Syllables should be pre-sorted (alphabetically) before calling this method. Use extract_unique_syllables() which returns sorted output, or sort manually.

build_tools.pyphen_syllable_normaliser.frequency.load_frequencies_from_file(file_path)[source]

Load frequency dictionary from JSON file.

Reads a previously saved syllables_frequencies.json file and returns the frequency dictionary.
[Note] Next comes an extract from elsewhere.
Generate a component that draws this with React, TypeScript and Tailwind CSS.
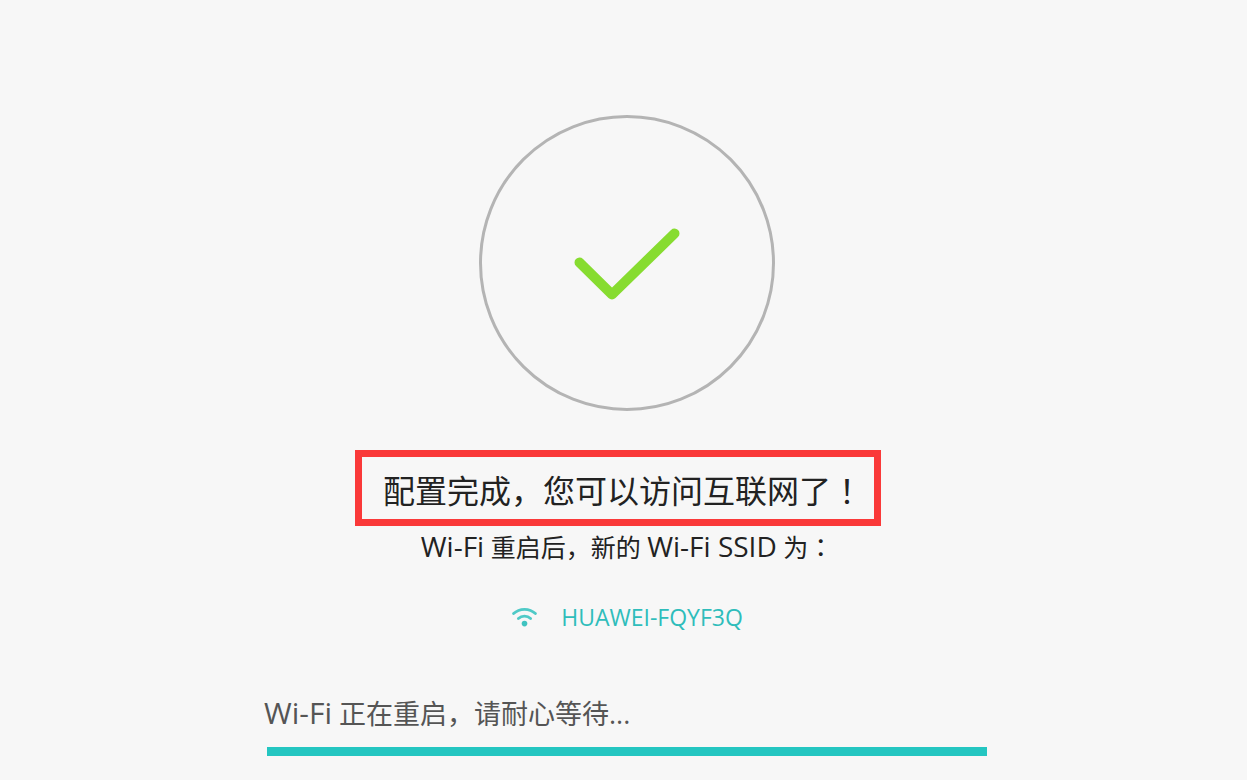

Useful for analysis and inspection of normalization results.

Parameters:

file_path (pathlib.Path) – Path to the JSON frequency file.

Returns:

Dictionary mapping syllable to occurrence count.

Raises:

FileNotFoundError – If the file does not exist.
json.JSONDecodeError – If the file is not valid JSON.
PermissionError – If the file cannot be read.

Return type:

Dict[str, int]

Example

>>> from pathlib import Path
>>> frequencies = load_frequencies_from_file(Path("syllables_frequencies.json"))
>>> frequencies['ka']
187
>>> len(frequencies)
412

Note

The JSON file must have been created by save_frequencies() or follow the same format: {“syllable”: count, …}

build_tools.pyphen_syllable_normaliser.frequency.load_unique_syllables_from_file(file_path)[source]

Load unique syllables from text file.

Reads a previously saved syllables_unique.txt file and returns the syllable list. Useful for loading the authoritative syllable inventory for feature annotation or analysis.

Parameters:

file_path (pathlib.Path) – Path to the text file containing unique syllables.

Returns:

List of syllable strings (one per line from file).

Raises:

FileNotFoundError – If the file does not exist.
PermissionError – If the file cannot be read.
UnicodeDecodeError – If the file contains invalid UTF-8.

Return type:

List[str]

Example

>>> from pathlib import Path
>>> syllables = load_unique_syllables_from_file(Path("syllables_unique.txt"))
>>> syllables[:5]
['ka', 'mi', 'ra', 'ta', 'wa']
>>> len(syllables)
412

Note

Empty lines are skipped. Leading/trailing whitespace is stripped from each line.